U.S. economic growth continues to be positive, if unimpressive by historical standards.  In 2016, we expect the global economy to follow a slow growth path but, barring unforeseen circumstances, America’s GDP will grow by at least 2.8 percent. This growth means more income in travelers’ pockets and more jobs.  Recent moves by the Federal Reserve reveal its confidence in our economy’s near-term prospects, as well.

Job Growth Continues

The labor market continues to improve, with the most recent national unemployment rate trending consistently downward to a seven-year low of 5.0 percent.   Many analysts expect that, if these trends continue, the domestic economy will reach a full employment level some time the next year.  There are also indications that businesses are offering higher pay to attract and keep workers.  Wages and salary growth showed signs of strength at the end of last year.

Travel Costs Flat

Gas prices grab most of the headlines, with national averages below $2.00 per gallon.  But airfares are also expected to see only moderate growth this year. Unfortunately, the bonus travelers will feel from lower transportation costs will likely be absorbed by increased hotel room rates.  Even with the additions provided by sharing economy services, continued elevated demand for rooms in a marketplace with relatively little increased hotel inventory will push lodging costs up this year.

THE DOWNSIDES

International Woes

America’s travel industry has been buoyed in recent years by big spending international visitors.
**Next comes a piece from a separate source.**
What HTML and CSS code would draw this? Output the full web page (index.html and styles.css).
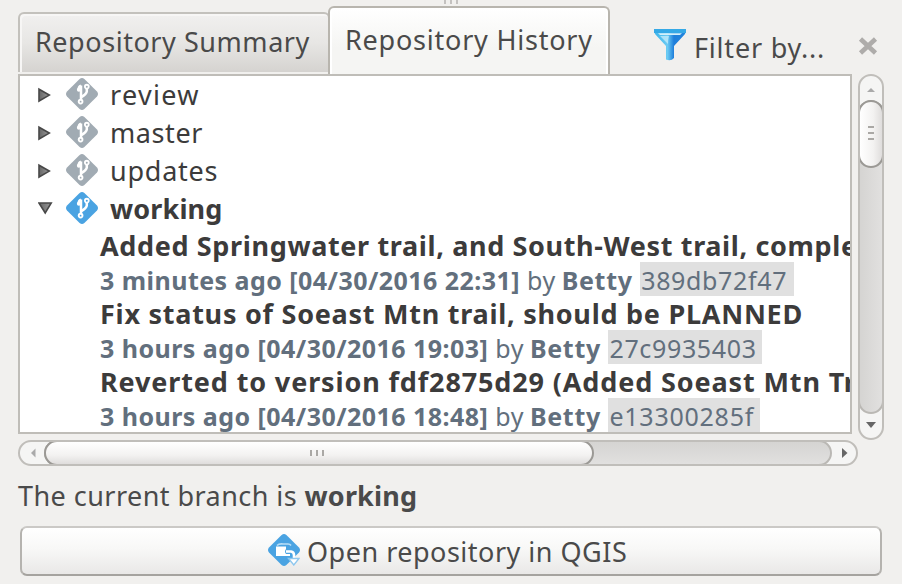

Change is in the wind though, driven by weak foreign economic performances abroad and a very strong dollar.  As recently as December, the US dollar index (which measures the greenback against top currencies) was up 10 per cent for the year, after gaining nearly 13 per cent in 2014. Foreign exchange impacts can often take time to be realized, and we already seen drops in foreign travel spending.  At best, we expect this segment to remain stable in the upcoming year.

Safety Concerns

The biggest source of uncertainty is, of course, the potential for terrorism and a resulting decline in travel demand.  American traveler concerns about safety while traveling has been relatively stable in recent years.  Over the past several years, only about 1 in 10 Americans reported cutting back on the number of leisure trips taken due to safety concerns.  However, recent terror attacks in Paris and San Bernardino cast a shadow. Since its tragedy, Paris has seen sharp declines in demand and a wave of painful cancellations.  At present, our domestic industry has not been so touched, but the destructive potential must once again be on our radar.

THE BOTTOM-LINE

If you are amongst our fellow travel industry professionals, get ready to enjoy another positive year.  Despite the real and potential challenges we face, the good times much of the travel industry has been experiencing should continue to roll in 2016, buoyed by increased domestic leisure travel volume and spending and strong consumer confidence and optimism.